Here’s what Wood says about it.
In discussing defense against hostile aircraft with a number of officers of the French air force at one of the aerodromes, in November, 1917, I suggested that experiments be made with shells containing a coil of steel piano wire — the shells to be constructed like the “parachute bomb” in pyrotechnics. One end of the coil was to be attached to the base of the shell and the other to a small silk parachute packed in the nose. On explosion the base would be driven downward, unwinding the coil of wire, while the parachute would open and drift along with the long strand of wire dangling below, like the spider that spins a long thread into the breeze, and then floats away carried by his thread. I also suggested this at one of the meetings of the Bureau of Inventions in Paris, calling it the “spider shell”, but nothing appears to have been done with the idea at the time. After the war I alluded to it in a number of public lectures on the relation of scientific research to warfare. Several paper patents appear to have been taken out by various parties in the interval between the two world wars. According to press accounts the wire strands used in the present war were not provided with parachutes and would fall rapidly.
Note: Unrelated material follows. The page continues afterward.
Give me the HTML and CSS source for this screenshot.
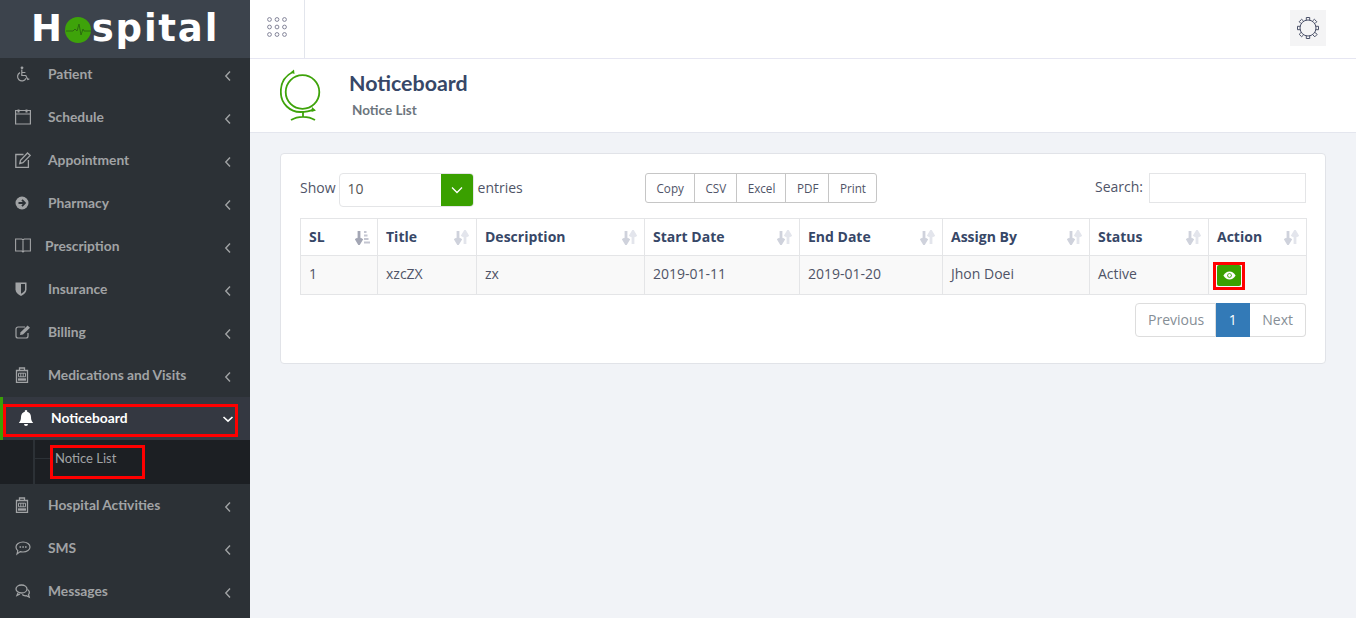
FILE: index.html
```html
<!DOCTYPE html>
<html lang="en">
<head>
  <meta charset="UTF-8">
  <title>Hospital - Noticeboard</title>
  <link rel="stylesheet" href="styles.css">
</head>
<body>
  <svg class="sprites" width="0" height="0" aria-hidden="true">
    <symbol id="chev-left" viewBox="0 0 8 12"><path d="M6 1.500 1.800 6 6 10.500" fill="none" stroke="currentColor" stroke-width="1.400"/></symbol>
    <symbol id="sort" viewBox="0 0 15 15"><path d="M4 1v11M1 8.500 4 13.500l3-5" fill="none" stroke="#cfd2dc" stroke-width="2.800"/><path d="M11 14V3M8 6.500 11 1.500l3 5" fill="none" stroke="#e3e5ec" stroke-width="2.800"/></symbol>
    <symbol id="clipboard" viewBox="0 0 16 16"><path d="M1.500 3.500h11v12h-11z" fill="none" stroke="currentColor" stroke-width="1.300"/><path d="M4.500 3.500V1h5v2.500" fill="none" stroke="currentColor" stroke-width="1.300"/><path d="M3.500 6.200h7v3.600h-7zM5.800 6v4M8.200 6v4" fill="none" stroke="currentColor" stroke-width="1"/><path d="M3 12.500h8" stroke="currentColor" stroke-width="2.400"/></symbol>
  </svg>

  <aside id="sidebar">
    <div class="logo">H<span class="logo-o"><svg viewBox="0 0 26 26" width="26" height="26"><circle cx="13" cy="13" r="13" fill="#3ea30a"/><path d="M1 14h7l2-2 2 2 2-7 2 11 2-6 1 2h7" fill="none" stroke="#2c6b10" stroke-width="1"/></svg></span>spital</div>
    <ul class="nav">
      <li class="nav-item">
        <svg class="nav-icon" viewBox="0 0 16 16"><circle cx="7" cy="1.800" r="1.400" fill="currentColor"/><path d="M6.800 3.500v6h4l2 4 1.500-.6M6.800 6.500h3.600M5 6.600a4.400 4.400 0 1 0 6 5.700" fill="none" stroke="currentColor" stroke-width="1.200"/></svg>
        <span class="nav-label">Patient</span>
        <svg class="chev"><use href="#chev-left"/></svg>
      </li>
      <li class="nav-item">
        <svg class="nav-icon" viewBox="0 0 16 16"><path d="M.6 1.500h14.800v13.500H.6zM.6 5h14.800" fill="none" stroke="currentColor" stroke-width="1.200"/><path d="M3.500 .5v3M11.500 .5v3" stroke="currentColor" stroke-width="2"/></svg>
        <span class="nav-label">Schedule</span>
        <svg class="chev"><use href="#chev-left"/></svg>
      </li>
      <li class="nav-item">
        <svg class="nav-icon" viewBox="0 0 16 16"><path d="M8.500 2.500H.8v13h12.600V8" fill="none" stroke="currentColor" stroke-width="1.300"/><path d="M4.800 11.500l.7-3.200L12.500 1l2.700 2.500-7.200 7.200z" fill="none" stroke="currentColor" stroke-width="1.300"/></svg>
        <span class="nav-label">Appointment</span>
        <svg class="chev"><use href="#chev-left"/></svg>
      </li>
      <li class="nav-item">
        <svg class="nav-icon" viewBox="0 0 16 16"><circle cx="7" cy="8" r="6.500" fill="currentColor"/><path d="M3.500 8h6M7 4.800 10 8l-3 3.200" fill="none" stroke="#2c3136" stroke-width="1.800"/></svg>
        <span class="nav-label">Pharmacy</span>
        <svg class="chev"><use href="#chev-left"/></svg>
      </li>
      <li class="nav-item nav-item-tight">
        <svg class="nav-icon" viewBox="0 0 16 16"><path d="M.6 1h6.200l1.200 1 1.200-1h6.200v12H9.200L8 14l-1.200-1H.6zM8 2v11.500" fill="none" stroke="currentColor" stroke-width="1.100"/></svg>
        <span class="nav-label">Prescription</span>
        <svg class="chev"><use href="#chev-left"/></svg>
      </li>
      <li class="nav-item">
        <svg class="nav-icon" viewBox="0 0 16 16"><path d="M.5 1.500h11v7c0 3-2.500 5-5.500 6.500-3-1.500-5.500-3.500-5.500-6.500z" fill="currentColor"/><path d="M6 3h4v5.500c0 1.800-1.800 3-4 4.300z" fill="#2c3136"/></svg>
        <span class="nav-label">Insurance</span>
        <svg class="chev"><use href="#chev-left"/></svg>
      </li>
      <li class="nav-item">
        <svg class="nav-icon" viewBox="0 0 16 16"><path d="M10 3H3a2 2 0 0 0-2 2v7a2 2 0 0 0 2 2h8a2 2 0 0 0 2-2V9" fill="none" stroke="currentColor" stroke-width="1.200"/><path d="M5 11l.6-2.800L12.600 1.500 15 3.800 8 10.500z" fill="currentColor"/></svg>
        <span class="nav-label">Billing</span>
        <svg class="chev"><use href="#chev-left"/></svg>
      </li>
      <li class="nav-item">
        <svg class="nav-icon"><use href="#clipboard"/></svg>
        <span class="nav-label">Medications and Visits</span>
        <svg class="chev"><use href="#chev-left"/></svg>
      </li>
      <li class="nav-item nav-item-active">
        <svg class="nav-icon" viewBox="0 0 16 16"><path d="M8 0a1.300 1.300 0 0 1 1.200 1.700C11.500 2.300 13 4.300 13 7c0 3 .8 4.500 2.200 6H.8C2.200 11.500 3 10 3 7c0-2.700 1.500-4.700 3.800-5.300A1.300 1.300 0 0 1 8 0zM6 14h4a2 2 0 0 1-4 0z" fill="currentColor"/></svg>
        <span class="nav-label">Noticeboard</span>
        <svg class="chev" viewBox="0 0 12 8"><path d="M1.500 2 6 6.200 10.500 2" fill="none" stroke="currentColor" stroke-width="1.600"/></svg>
        <span class="red-box red-box-nav"></span>
      </li>
      <li class="subnav">
        <span class="tree-tick"></span>
        <span class="subnav-link">Notice List</span>
        <span class="red-box red-box-sub"></span>
      </li>
      <li class="nav-item">
        <svg class="nav-icon"><use href="#clipboard"/></svg>
        <span class="nav-label">Hospital Activities</span>
        <svg class="chev"><use href="#chev-left"/></svg>
      </li>
      <li class="nav-item">
        <svg class="nav-icon" viewBox="0 0 16 16"><path d="M8 2c4 0 7 2.200 7 5s-3 5-7 5c-1 0-2-.1-2.800-.4L2 14l.8-3.200C1.600 9.800 1 8.500 1 7c0-2.800 3-5 7-5z" fill="none" stroke="currentColor" stroke-width="1.200"/><path d="M4.500 7h1.600M7.300 7h1.600M10 7h1.600" stroke="currentColor" stroke-width="1.600"/></svg>
        <span class="nav-label">SMS</span>
        <svg class="chev"><use href="#chev-left"/></svg>
      </li>
      <li class="nav-item">
        <svg class="nav-icon" viewBox="0 0 16 16"><ellipse cx="6.500" cy="6" rx="5.500" ry="4" fill="none" stroke="currentColor" stroke-width="1.300"/><path d="M3 10l-1 2.500 3-1.500M12.500 6.500c2 1 2.500 3.500 1 5l.7 2.500-3-1.300c-1.500.3-3-.2-4-1.200" fill="none" stroke="currentColor" stroke-width="1.300"/></svg>
        <span class="nav-label">Messages</span>
        <svg class="chev"><use href="#chev-left"/></svg>
      </li>
    </ul>
  </aside>

  <main id="main">
    <header class="topbar">
      <div class="menu-toggle">
        <svg viewBox="0 0 20 20" width="20" height="20" fill="none" stroke="#77788f" stroke-width="0.900">
          <circle cx="2.500" cy="2.500" r="1.900"/><circle cx="10" cy="2.500" r="1.900"/><circle cx="17.500" cy="2.500" r="1.900"/>
          <circle cx="2.500" cy="10" r="1.900"/><circle cx="10" cy="10" r="1.900"/><circle cx="17.500" cy="10" r="1.900"/>
          <circle cx="2.500" cy="17.500" r="1.900"/><circle cx="10" cy="17.500" r="1.900"/><circle cx="17.500" cy="17.500" r="1.900"/>
        </svg>
      </div>
      <div class="settings">
        <svg viewBox="0 0 24 24" width="24" height="24" fill="none" stroke="#4a5068" stroke-width="1">
          <circle cx="12" cy="12" r="8" fill="#f4f4f5"/>
          <path d="M10.300 4.200V1.500h3.400v2.700M10.300 19.800v2.700h3.400v-2.700M4.200 10.300H1.500v3.400h2.700M19.800 10.300h2.700v3.400h-2.700M5 7.500 3.200 5.700l2.400-2.400L7.500 5M17 19l1.800 1.800 2.400-2.400L19 16.500M19 7.500l1.800-1.800-2.400-2.400L16.500 5M5 16.500l-1.800 1.800 2.400 2.400L7.500 19"/>
        </svg>
      </div>
    </header>

    <section class="page-head">
      <svg class="page-icon" viewBox="0 0 44 54" width="44" height="54" fill="none" stroke="#3ea30a" stroke-width="1.800">
        <circle cx="22.500" cy="23" r="16.800"/>
        <path d="M13 3C4.500 7 .8 15 .8 23c0 12 9.500 20 19.500 20 5 0 9-.5 13-2.500"/>
        <path d="M10.500 3.500 14 .5l.5 4.500zM32 38l4 3.500-4.500 1.500z" fill="#3ea30a" stroke="none"/>
        <path d="M23 43v5.500M11 51c4-2.500 8-3.200 12-3.200s8 .7 12 3.200" stroke-width="1.800"/>
      </svg>
      <div>
        <h1>Noticeboard</h1>
        <p class="page-sub">Notice List</p>
      </div>
    </section>

    <section class="content">
      <div class="card">
        <div class="table-tools">
          <label class="length">Show
            <span class="select"><span class="select-val">10</span><span class="select-btn"><svg viewBox="0 0 12 8" width="12" height="8"><path d="M1 1.500 6 6.500 11 1.500" fill="none" stroke="#fff" stroke-width="1.300"/></svg></span></span>
            entries</label>
          <div class="btn-group">
            <a class="tool-btn">Copy</a><a class="tool-btn">CSV</a><a class="tool-btn">Excel</a><a class="tool-btn">PDF</a><a class="tool-btn">Print</a>
          </div>
          <label class="search">Search: <input type="text"></label>
        </div>

        <table class="data-table">
          <colgroup>
            <col class="c-sl"><col class="c-title"><col class="c-desc"><col class="c-start"><col class="c-end"><col class="c-by"><col class="c-status"><col class="c-action">
          </colgroup>
          <thead>
            <tr>
              <th>SL<svg class="sort" viewBox="0 0 15 15"><path d="M4 1v11M1 8.500 4 13.500l3-5" fill="none" stroke="#a3a6b4" stroke-width="2.800"/><path d="M9 2h2.500M9 5.500h3.500M9 9h4.500M9 12.500h6" stroke="#c4c6d1" stroke-width="2.200"/></svg></th>
              <th>Title<svg class="sort"><use href="#sort"/></svg></th>
              <th>Description<svg class="sort"><use href="#sort"/></svg></th>
              <th>Start Date<svg class="sort"><use href="#sort"/></svg></th>
              <th>End Date<svg class="sort"><use href="#sort"/></svg></th>
              <th>Assign By<svg class="sort"><use href="#sort"/></svg></th>
              <th>Status<svg class="sort"><use href="#sort"/></svg></th>
              <th>Action<svg class="sort"><use href="#sort"/></svg></th>
            </tr>
          </thead>
          <tbody>
            <tr>
              <td>1</td>
              <td>xzcZX</td>
              <td>zx</td>
              <td>2019-01-11</td>
              <td>2019-01-20</td>
              <td>Jhon Doei</td>
              <td>Active</td>
              <td class="action-cell">
                <a class="view-btn"><svg viewBox="0 0 16 11" width="13" height="9"><path d="M.5 5.500C2.500 2 5 .5 8 .5s5.500 1.500 7.500 5c-2 3.500-4.500 5-7.500 5s-5.500-1.500-7.500-5z" fill="#fff"/><circle cx="8" cy="5.500" r="2.800" fill="#3ea30a"/><circle cx="8" cy="5.500" r="1.700" fill="#fff"/></svg></a>
                <span class="red-box red-box-action"></span>
              </td>
            </tr>
          </tbody>
        </table>

        <div class="pager">
          <a class="page-link">Previous</a><a class="page-link page-current">1</a><a class="page-link">Next</a>
        </div>
      </div>
    </section>
  </main>
</body>
</html>
```

FILE: styles.css
```css
* {
  box-sizing: border-box;
}
html, body {
  height: 100%;
}
body {
  margin: 0;
  display: flex;
  overflow: hidden;
  background-color: #f1f3f7;
  color: #4f5467;
  font-family: "Open Sans", sans-serif;
  font-size: 14px;
}
.sprites {
  position: absolute;
}

/* sidebar */
#sidebar {
  flex: 0 0 250px;
  height: 618px;
  overflow: hidden;
  background-color: #2c3136;
}
.logo {
  position: relative;
  z-index: 1;
  height: 58px;
  padding-left: 31px;
  background-color: #3c434c;
  color: #fff;
  font-family: "DejaVu Sans", sans-serif;
  font-size: 37px;
  font-weight: 700;
  line-height: 58px;
  letter-spacing: 1.800px;
  white-space: nowrap;
}
.logo-o {
  display: inline-block;
  width: 26px;
  height: 26px;
  margin: 0 1px;
  vertical-align: -2px;
}
.logo-o svg {
  display: block;
}
.nav {
  list-style: none;
  margin: -5px 0 0;
  padding: 0;
}
.nav-item {
  position: relative;
  display: flex;
  align-items: center;
  height: 43px;
  padding: 0 18px 2px 15px;
  color: #a1a3a5;
  font-family: "Lato", sans-serif;
  font-size: 13.800px;
  font-weight: 700;
}
.nav-icon {
  flex: 0 0 16px;
  width: 16px;
  height: 16px;
  margin-right: 17px;
}
.nav-item-tight .nav-icon {
  margin-right: 14px;
}
.nav-label {
  flex: 1;
}
.chev {
  width: 8px;
  height: 12px;
  margin-top: 4px;
}
.nav-item-active {
  padding-left: 15px;
  border-left: 3px solid #3a9e06;
  background-color: #343841;
  color: #fff;
}
.nav-item-active .chev {
  width: 12px;
  height: 8px;
  margin: 2px -2px 0 0;
}
.subnav {
  position: relative;
  height: 44px;
  padding: 10px 0 0 55px;
  background-color: #1c1f23;
  color: #a1a3a5;
  font-family: "Lato", sans-serif;
  font-size: 13px;
}
.subnav::before {
  content: '';
  position: absolute;
  left: 33px;
  top: 0;
  bottom: 0;
  width: 2px;
  background-color: #2c3136;
}
.tree-tick {
  position: absolute;
  left: 35px;
  top: 18px;
  width: 16px;
  height: 1px;
  background-color: #2c3136;
}
.red-box {
  position: absolute;
  border: 3px solid #f00;
  pointer-events: none;
}
.red-box-nav {
  left: 0;
  top: 7px;
  width: 235px;
  height: 33px;
}
.red-box-sub {
  left: 50px;
  top: 5px;
  width: 95px;
  height: 34px;
}
.red-box-action {
  left: 4px;
  top: 6px;
  width: 32px;
  height: 28px;
}

/* top */
#main {
  flex: 1;
  min-width: 0;
}
.topbar {
  display: flex;
  justify-content: space-between;
  align-items: center;
  height: 59px;
  padding-right: 30px;
  background-color: #fff;
  border-bottom: 1px solid #e6e6f2;
}
.menu-toggle {
  display: flex;
  align-items: center;
  justify-content: center;
  width: 55px;
  height: 58px;
  padding: 0 1px 4px 0;
  border-right: 1px solid #e2e5ec;
}
.settings {
  display: flex;
  align-items: center;
  justify-content: center;
  width: 36px;
  height: 36px;
  margin-bottom: 2px;
  background-color: #f4f4f5;
}
.page-head {
  display: flex;
  align-items: center;
  height: 74px;
  padding-left: 30px;
  background-color: #fff;
  border-bottom: 1px solid #e4e6ee;
}
.page-icon {
  margin-right: 25px;
}
h1 {
  margin: 0 0 5px;
  color: #374767;
  font-family: "Lato", sans-serif;
  font-size: 21.400px;
  font-weight: 700;
  line-height: 26px;
}
.page-sub {
  margin: 0 0 2px 3px;
  color: #6c757d;
  font-family: "Lato", sans-serif;
  font-size: 13.500px;
  font-weight: 700;
  line-height: 18px;
}

/* card */
.content {
  padding: 20px 30px;
}
.card {
  height: 211px;
  padding: 19px;
  background-color: #fff;
  border: 1px solid #e1e3e8;
  border-radius: 4px;
}
.table-tools {
  display: flex;
  align-items: flex-start;
  height: 45px;
}
.length {
  display: flex;
  align-items: flex-start;
  width: 345px;
  height: 34px;
  line-height: 30px;
}
.select {
  display: flex;
  width: 135px;
  height: 34px;
  margin: 0 4px 0 3px;
  border: 1px solid #e4e5e7;
  border-radius: 4px;
  overflow: hidden;
  color: #555;
}
.select-val {
  flex: 1;
  padding-left: 8px;
  line-height: 30px;
}
.select-btn {
  display: flex;
  align-items: center;
  justify-content: center;
  width: 33px;
  margin: -1px;
  background-color: #3aa000;
}
.btn-group {
  display: flex;
  height: 30px;
  border: 1px solid #c6c6c6;
  border-radius: 3px;
}
.tool-btn {
  padding: 0 10px 0 10.500px;
  color: #4f5467;
  font-size: 11.700px;
  line-height: 28px;
  border-right: 1px solid #c6c6c6;
}
.tool-btn:last-child {
  border-right: 0;
}
.search {
  display: flex;
  align-items: flex-start;
  gap: 6px;
  margin-left: auto;
  height: 30px;
  line-height: 28px;
}
.search input {
  width: 157px;
  height: 30px;
  margin: 0;
  border: 1px solid #e4e5e7;
  background-color: #fff;
}

/* table */
.data-table {
  width: 1006px;
  table-layout: fixed;
  border-collapse: collapse;
}
.c-sl { width: 77px; }
.c-title { width: 99px; }
.c-desc { width: 168px; }
.c-start { width: 155px; }
.c-end { width: 143px; }
.c-by { width: 147px; }
.c-status { width: 119px; }
.c-action { width: 98px; }
.data-table th,
.data-table td {
  border: 1px solid #e4e5e7;
  text-align: left;
}
.data-table th {
  position: relative;
  height: 37px;
  padding: 0 8px 2px;
  color: #374767;
  font-weight: 700;
}
.data-table td {
  height: 39px;
  padding: 0 8px 3px;
  background-color: #f9f9f9;
}
.sort {
  position: absolute;
  right: 7px;
  top: 11px;
  width: 15px;
  height: 15px;
}
.action-cell {
  position: relative;
}
.data-table .action-cell {
  padding: 0;
}
.view-btn {
  display: flex;
  align-items: center;
  justify-content: center;
  width: 24px;
  height: 21px;
  margin: 0 0 0 8px;
  background-color: #3aa000;
  border-radius: 2px;
}
.pager {
  display: flex;
  justify-content: flex-end;
  margin-top: 8px;
}
.page-link {
  height: 34px;
  padding: 0 12px;
  background-color: #fff;
  border: 1px solid #ddd;
  border-left: 0;
  color: #868e96;
  line-height: 32px;
}
.page-link:first-child {
  padding-right: 11px;
  border-left: 1px solid #ddd;
  border-radius: 4px 0 0 4px;
}
.page-link:last-child {
  border-radius: 0 4px 4px 0;
}
.page-current {
  width: 34px;
  padding: 0;
  background-color: #337ab7;
  border-color: #337ab7;
  color: #fff;
  text-align: center;
}
```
During all this hectic time, while Wood was inventing war gadgets and later, when we went in, pulling every possible human wire to get into uniform and actual service “over there”, he wasn’t neglecting his purely scientific work.
In the early part of the summer of 1916, he was busy in East Hampton developing a new filter for the photography of the planets by ultraviolet light, which he planned to use with the great sixty-inch reflecting telescope of the Mount Wilson Observatory in California. The filter consisted of a cell made by covering the ends of a short section cut from a square glass bottle with plates of “uriol” glass. This cell was filled with bromine vapor, which he had found to be transparent to ultraviolet light but opaque to all other rays capable of acting on the photographic plate.